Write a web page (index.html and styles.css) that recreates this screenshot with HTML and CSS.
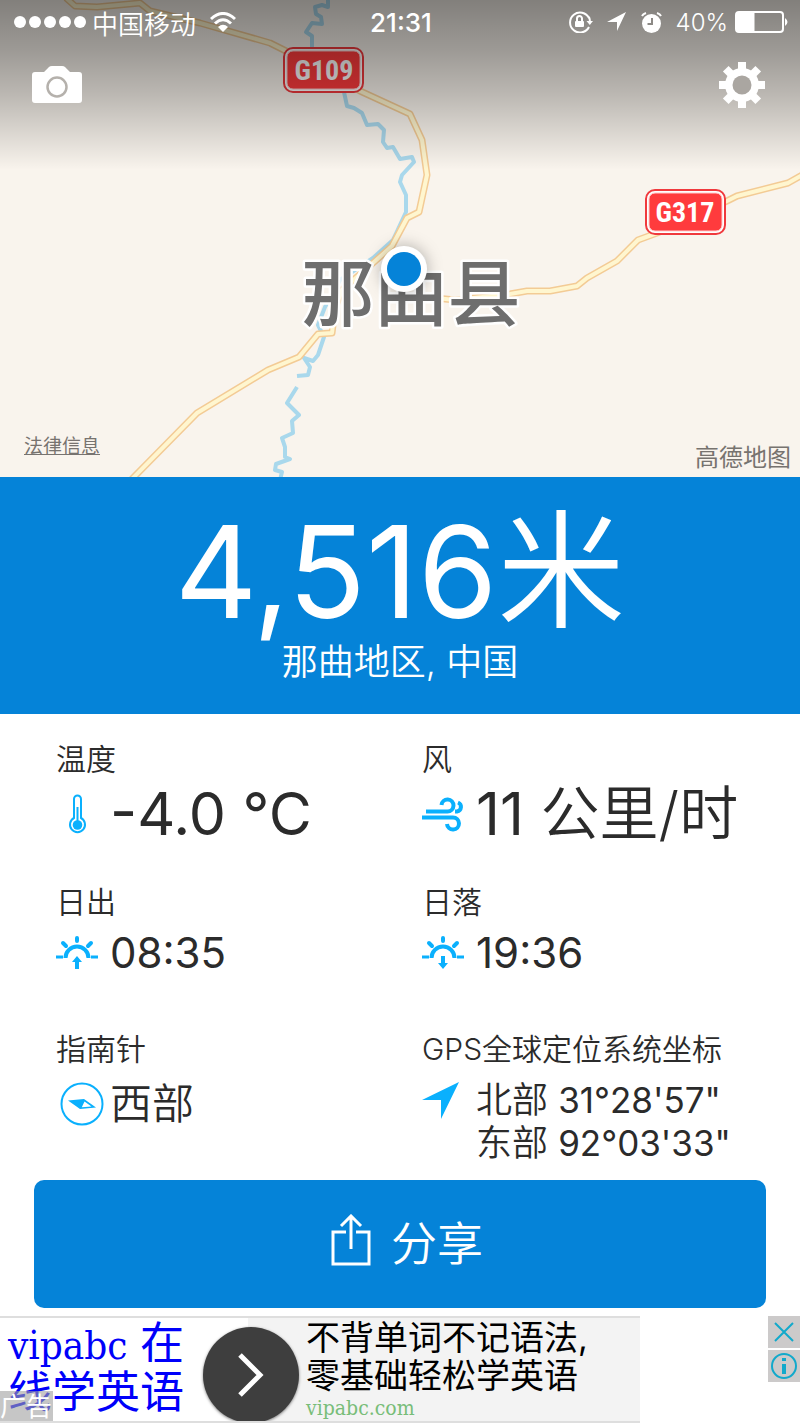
FILE: index.html
```
<!DOCTYPE html>
<html lang="zh-CN">

<head>
    <meta charset="utf-8">
    <meta name="viewport" content="width=device-width, initial-scale=1">
    <title>海拔</title>
    <link rel="stylesheet" href="styles.css">
</head>

<body>
    <header class="map">
        <svg class="mapCanvas" viewBox="0 0 800 477">
            <!-- river -->
            <g class="river">
                <path d="M328 0V7L322 5L315 7L316 14L321 17L322 24L312 23L306 32L312 36V48" />
                <path d="M344 92L347 106L354 108L362 113L367 125L378 124L384 130L383 142L387 148L393 147L400 159L412 157L414 162L402 175L400 182L406 195L406 212L393 240L373 258L340 280L325 307L318 325L324 337L318 355L313 361L304 358L310 367L308 375L297 376" />
                <path d="M297 387L287 403L299 415L292 421L293 433L282 438L285 447L285 457L290 459L276 464L275 470L282 472L280 480" />
            </g>
            <!-- roads -->
            <g class="roadEdge">
                <path id="road1" d="M66 -2L75 6L97 7L140 3L150 11L200 23L270 43L290 53L360 91L410 114L422 140L427 175L419 212L407 218L392 246L373 263L342 290L335 308L332 333L318 334L299 357L268 370L197 413L131 480" />
                <path id="road2" d="M426 297L455 300L510 294L527 291H550L577 286L587 278L617 261L638 240L657 233L727 201L737 196L788 183L804 174" />
            </g>
            <g class="roadFill">
                <use href="#road1" />
                <use href="#road2" />
            </g>
            <!-- road signs -->
            <g class="sign">
                <rect class="signOuter" x="284" y="48" width="79" height="44" rx="9" />
                <rect class="signInner" x="287" y="51" width="73" height="38" rx="6" />
                <text x="324" y="80">G109</text>
                <rect class="signOuter" x="646" y="190" width="79" height="44" rx="9" />
                <rect class="signInner" x="649" y="193" width="73" height="38" rx="6" />
                <text x="685" y="222">G317</text>
            </g>
            <text class="city" x="411" y="320">那曲县</text>
            <text class="amap" x="791" y="466">高德地图</text>
            <circle class="pinRing" cx="404" cy="269" r="23" />
            <circle class="pinDot" cx="404" cy="269" r="17" />
        </svg>
        <div class="topBar">
            <div class="status">
                <div class="statusLeft">
                    <span class="signal"><i></i><i></i><i></i><i></i><i></i></span>
                    <span>中国移动</span>
                    <svg class="wifi" width="26" height="20" viewBox="0 0 26 20">
                        <path d="M1 7Q13 -4 25 7M5 11.500Q13 4 21 11.500" />
                        <path class="solid" d="M8 15Q13 10.500 18 15L13 20Z" />
                    </svg>
                </div>
                <span class="clock">21:31</span>
                <div class="statusRight">
                    <svg width="24" height="22" viewBox="0 0 24 22">
                        <path class="line" d="M20 7A10 10 0 1 0 20 16M20 6Q21 8 21 12" />
                        <path d="M17.500 10H24L20.800 14Z" />
                        <rect x="6" y="10" width="9" height="6" rx="1" />
                        <path class="line" d="M8 10V7.500a2.500 2.500 0 0 1 5 0V10" />
                    </svg>
                    <svg width="20" height="20" viewBox="0 0 20 20">
                        <path d="M19 0L10 19V10H0Z" />
                    </svg>
                    <svg width="21" height="21" viewBox="0 0 21 21">
                        <circle cx="10.500" cy="11.500" r="9.500" />
                        <path class="line" d="M1 4Q2 2 5 1M20 4Q19 2 16 1" />
                        <path class="hands" d="M11 6V12H6.500" />
                    </svg>
                    <span>40%</span>
                    <svg width="53" height="22" viewBox="0 0 53 22">
                        <rect class="line" x="1" y="1" width="47" height="20" rx="3" />
                        <path d="M2 2H19.500V20H2ZM50 7Q55 11 50 15Z" />
                    </svg>
                </div>
            </div>
            <div class="actions">
                <button class="iconButton" aria-label="相机">
                    <svg width="50" height="38" viewBox="0 0 50 38">
                        <path fill="#fff" d="M3 6H12L17 1Q18 0 20 0H30Q32 0 33 1L38 6H47Q50 6 50 9V34Q50 37 47 37H3Q0 37 0 34V9Q0 6 3 6Z" />
                        <circle cx="25" cy="21" r="9.500" fill="none" stroke="#b5b1ac" stroke-width="2.500" />
                    </svg>
                </button>
                <button class="iconButton" aria-label="设置">
                    <svg width="46" height="46" viewBox="-23 -23 46 46">
                        <g fill="#fff">
                            <rect x="-4" y="-23" width="8" height="46" />
                            <rect x="-23" y="-4" width="46" height="8" />
                            <rect x="-4" y="-23" width="8" height="46" transform="rotate(45)" />
                            <rect x="-4" y="-23" width="8" height="46" transform="rotate(-45)" />
                            <circle r="17" />
                        </g>
                        <circle r="9.500" fill="#aaa6a1" />
                    </svg>
                </button>
            </div>
        </div>
        <a class="legal" href="#">法律信息</a>
    </header>

    <section class="altitude">
        <h1><span class="num">4,516</span>米</h1>
        <p>那曲地区, 中国</p>
    </section>

    <main class="details">
        <div class="cell">
            <h2>温度</h2>
            <div class="value big">
                <svg width="42" height="42" viewBox="0 0 42 42">
                    <path class="blueLine thin" d="M18 25V6a3.500 3.500 0 0 1 7 0V25a7.500 7.500 0 1 1 -7 0Z" />
                    <path class="blueLine thin" d="M21.500 14V30" />
                    <circle class="blue" cx="21.500" cy="32" r="4.800" />
                </svg>
                <span class="num">-4.0 °C</span>
            </div>
        </div>
        <div class="cell">
            <h2>风</h2>
            <div class="value big">
                <svg width="42" height="42" viewBox="0 0 42 42">
                    <path class="blueLine" d="M4 18.500H25.500A6 6 0 1 0 19.500 12M0 24.500H31A6 6 0 1 1 25 31M33 18.500H35A4.700 4.700 0 0 0 36 9.500" />
                </svg>
                <span><span class="num">11</span> 公里/时</span>
            </div>
        </div>
        <div class="cell">
            <h2>日出</h2>
            <div class="value">
                <svg width="42" height="42" viewBox="0 0 42 42">
                    <path class="blueLine" d="M9.500 26A11.500 11.500 0 0 1 32.500 26" />
                    <path class="blueLine ray" d="M21 6V9M7 11L10 14M35 11L32 14" />
                    <path class="blueLine side" d="M0 25H7M35 25H42" />
                    <path class="blue" d="M21 24L26 30H23V37H19V30H16Z" />
                </svg>
                <span class="num">08:35</span>
            </div>
        </div>
        <div class="cell">
            <h2>日落</h2>
            <div class="value">
                <svg width="42" height="42" viewBox="0 0 42 42">
                    <path class="blueLine" d="M9.500 26A11.500 11.500 0 0 1 32.500 26" />
                    <path class="blueLine ray" d="M21 6V9M7 11L10 14M35 11L32 14" />
                    <path class="blueLine side" d="M0 25H7M35 25H42" />
                    <path class="blue" d="M19 24H23V31H26L21 37L16 31H19Z" />
                </svg>
                <span class="num">19:36</span>
            </div>
        </div>
        <div class="cell">
            <h2>指南针</h2>
            <div class="value compass">
                <svg width="44" height="44" viewBox="0 0 44 44">
                    <circle class="blueLine thin" cx="22" cy="22" r="20.500" />
                    <path class="blue" fill-rule="evenodd" d="M8 18.500L24 17L36 25.500L20 27ZM24.500 19.500L21.800 25.300L31.500 24.500Z" />
                </svg>
                <span>西部</span>
            </div>
        </div>
        <div class="cell">
            <h2>GPS全球定位系统坐标</h2>
            <div class="value gps">
                <svg width="42" height="42" viewBox="0 0 42 42">
                    <path class="blue" d="M37 3L19 40V21L0 21Z" />
                </svg>
                <span>北部 <span class="num">31°28'57"</span><br>东部 <span class="num">92°03'33"</span></span>
            </div>
        </div>
    </main>

    <button class="share">
        <svg width="40" height="52" viewBox="0 0 40 52">
            <path d="M15 18H2V50H38V18H25M20 35V3M10 12L20 2L30 12" />
        </svg>
        <span>分享</span>
    </button>

    <footer class="ad">
        <div class="adMain">
            <a class="adTitle" href="#"><span>vipabc</span> 在<br>线学英语</a>
            <button class="adGo" aria-label="打开">
                <svg width="28" height="44" viewBox="0 0 28 44">
                    <path d="M3 2L23 22L3 42" />
                </svg>
            </button>
            <div class="adText">
                <p>不背单词不记语法,</p>
                <p>零基础轻松学英语</p>
                <a href="#">vipabc.com</a>
            </div>
            <span class="adTag">广告</span>
        </div>
        <div class="adTools">
            <button aria-label="关闭">
                <svg width="32" height="32" viewBox="0 0 32 32">
                    <path d="M7 7L25 25M25 7L7 25" />
                </svg>
            </button>
            <button aria-label="信息">
                <svg width="32" height="32" viewBox="0 0 32 32">
                    <circle cx="16" cy="16" r="12" />
                    <path class="infoMark" d="M16 8V11M16 14V24" />
                </svg>
            </button>
        </div>
    </footer>
</body>

</html>
```
FILE: styles.css
```
* {
    box-sizing: border-box;
}

body {
    margin: 0;
    background: #fff;
    color: #2b2b2b;
    font-family: Inter, 'Noto Sans CJK SC', sans-serif;
    font-weight: 350;
}

h1,
h2,
p {
    margin: 0;
    font-weight: inherit;
}

button {
    border: 0;
    padding: 0;
    background: none;
    font: inherit;
    cursor: pointer;
}

svg {
    display: block;
    flex: none;
}

/* digits are a step heavier than the characters */
.num {
    font-weight: 400;
}

/* map */
.map {
    position: relative;
    overflow: hidden;
    background: #f9f4ed;
}

.mapCanvas {
    width: 100%;
    height: auto;
}

.river {
    fill: none;
    stroke: #a9d8ec;
    stroke-width: 4;
    stroke-linejoin: round;
}

.roadEdge {
    fill: none;
    stroke-linejoin: round;
}

.roadEdge {
    stroke: #f3cb95;
    stroke-width: 7;
}

.roadFill {
    fill: none;
    stroke: #fff6cf;
    stroke-width: 4;
    stroke-linejoin: round;
}

.signOuter {
    fill: #fff;
    stroke: #f0393d;
    stroke-width: 2;
}

.signInner {
    fill: #ff3b3d;
    stroke: #ffc9c9;
    stroke-width: 1;
}

.sign text {
    fill: #fff;
    font: bold 28px 'Liberation Sans Narrow', 'Roboto Condensed', Roboto, sans-serif;
    text-anchor: middle;
}

.city {
    fill: #6e6e6e;
    stroke: #fff;
    stroke-width: 5;
    stroke-linejoin: round;
    paint-order: stroke;
    font: 500 73px 'Noto Sans CJK SC', sans-serif;
    text-anchor: middle;
}

.amap {
    fill: #77736f;
    font: 400 24px 'Noto Sans CJK SC', sans-serif;
    text-anchor: end;
}

.pinRing {
    fill: #fff;
    filter: drop-shadow(0 0 8px rgba(0, 0, 0, 0.3));
}

.pinDot {
    fill: #0583d8;
}

.topBar {
    position: absolute;
    top: 0;
    left: 0;
    right: 0;
    height: 170px;
    color: #fff;
    background: linear-gradient(rgba(0, 0, 0, 0.48), rgba(0, 0, 0, 0.37) 30%, rgba(0, 0, 0, 0.25) 55%, rgba(0, 0, 0, 0.13) 77%, rgba(0, 0, 0, 0));
}

.status {
    display: grid;
    grid-template-columns: 1fr auto 1fr;
    align-items: center;
    height: 44px;
    padding: 0 12px 0 14px;
    font-size: 26px;
}

.statusLeft,
.statusRight {
    display: flex;
    align-items: center;
}

.statusLeft {
    gap: 6px;
}

.statusRight {
    justify-content: flex-end;
    gap: 14px;
    fill: #fff;
}

.statusRight span {
    margin-right: -7px;
    font-size: 24px;
}

.signal {
    display: flex;
    gap: 3px;
}

.signal i {
    width: 12px;
    height: 12px;
    border-radius: 50%;
    background: #fff;
}

.wifi {
    margin-left: 8px;
    fill: none;
    stroke: #fff;
    stroke-width: 3;
}

.wifi .solid {
    fill: #fff;
    stroke: none;
}

.line {
    fill: none;
    stroke: #fff;
    stroke-width: 2;
}

.hands {
    fill: none;
    stroke: #8c8985;
    stroke-width: 2;
}

.clock {
    font-weight: 500;
}

.actions {
    display: flex;
    justify-content: space-between;
    align-items: center;
    height: 82px;
    padding: 0 35px 0 32px;
}

.legal {
    position: absolute;
    left: 3%;
    bottom: 16px;
    color: #77736f;
    font-size: 19px;
    line-height: 28px;
    font-weight: 400;
}

/* altitude */
.altitude {
    padding: 27px 0 29px;
    background: #0583d8;
    color: #fff;
    text-align: center;
}

.altitude h1 {
    font-size: 128px;
    line-height: 136px;
}

.altitude p {
    font-size: 36px;
    line-height: 45px;
}

/* weather and position */
.details {
    display: grid;
    grid-template-columns: 366fr 378fr;
    grid-template-rows: 143px 147px auto;
    padding: 27px 0 15px 56px;
}

.cell {
    display: flex;
    flex-direction: column;
    gap: 4px;
}

.cell h2 {
    font-size: 30px;
    line-height: 36px;
}

.value {
    display: flex;
    align-items: center;
    gap: 12px;
    font-size: 42px;
    line-height: 58px;
    white-space: nowrap;
}

.big {
    font-size: 59px;
    line-height: 66px;
}

.compass {
    gap: 6px;
    padding-left: 4px;
    line-height: 66px;
}

.gps {
    align-items: flex-start;
    padding-top: 8px;
    font-size: 36px;
    line-height: 43px;
}

.gps .num {
    font-size: 35px;
}

.blue {
    fill: #0ab0fd;
}

.blueLine {
    fill: none;
    stroke: #0ab0fd;
    stroke-width: 4;
}

.ray {
    stroke-linecap: round;
}

.side {
    stroke-width: 3;
}

.thin {
    stroke-width: 2;
}

/* share */
.share {
    display: flex;
    justify-content: center;
    align-items: center;
    gap: 20px;
    width: calc(100% - 68px);
    height: 128px;
    margin: 0 34px 8px;
    padding: 0 0 8px 14px;
    border-radius: 10px;
    background: #0583d8;
    color: #fff;
    font-size: 46px;
}

.share svg {
    fill: none;
    stroke: #fff;
    stroke-width: 3;
}

/* ad */
.ad {
    display: flex;
    justify-content: space-between;
    align-items: flex-start;
}

.adMain {
    position: relative;
    display: flex;
    width: 80%;
    height: 107px;
    overflow: hidden;
    border-top: 2px solid #dedede;
    border-bottom: 2px solid #dedede;
    background: linear-gradient(90deg, #fff 248px, #f3f3f3 248px);
    color: #000;
    font-weight: 400;
}

.adTitle {
    flex: none;
    width: 203px;
    padding: 2px 0 0 8px;
    color: #0000fa;
    font-family: 'DejaVu Serif Condensed', 'DejaVu Serif', 'Noto Sans CJK SC', serif;
    font-size: 44px;
    line-height: 48px;
    text-decoration: none;
    white-space: nowrap;
}

.adTitle span {
    font-size: 40px;
}

.adGo {
    display: flex;
    justify-content: center;
    align-items: center;
    flex: none;
    width: 96px;
    height: 96px;
    margin-top: 9px;
    border-radius: 50%;
    background: #3e3e3e;
    box-shadow: 0 1px 3px rgba(0, 0, 0, 0.5);
}

.adGo path {
    fill: none;
    stroke: #fff;
    stroke-width: 5;
}

.adText {
    padding: 1px 0 0 7px;
    font-size: 34px;
    line-height: 38px;
    white-space: nowrap;
}

.adText a {
    display: block;
    color: #78bd78;
    font-family: 'DejaVu Serif Condensed', 'DejaVu Serif', serif;
    font-size: 21px;
    line-height: 26px;
    text-decoration: none;
}

.adTag {
    position: absolute;
    left: 0;
    bottom: -2px;
    width: 53px;
    height: 32px;
    background: rgba(160, 160, 160, 0.6);
    color: #fff;
    font-size: 26px;
    line-height: 32px;
}

.adTools {
    display: flex;
    flex-direction: column;
    gap: 2px;
}

.adTools button {
    background: #cccaca;
}

.adTools svg {
    fill: none;
    stroke: #12a9cb;
    stroke-width: 2;
}

.adTools .infoMark {
    stroke-width: 4;
}
```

#### [Task goal]
Find how many of the lines above have the word "html" in them. State only that number.

#### [Full solution]
5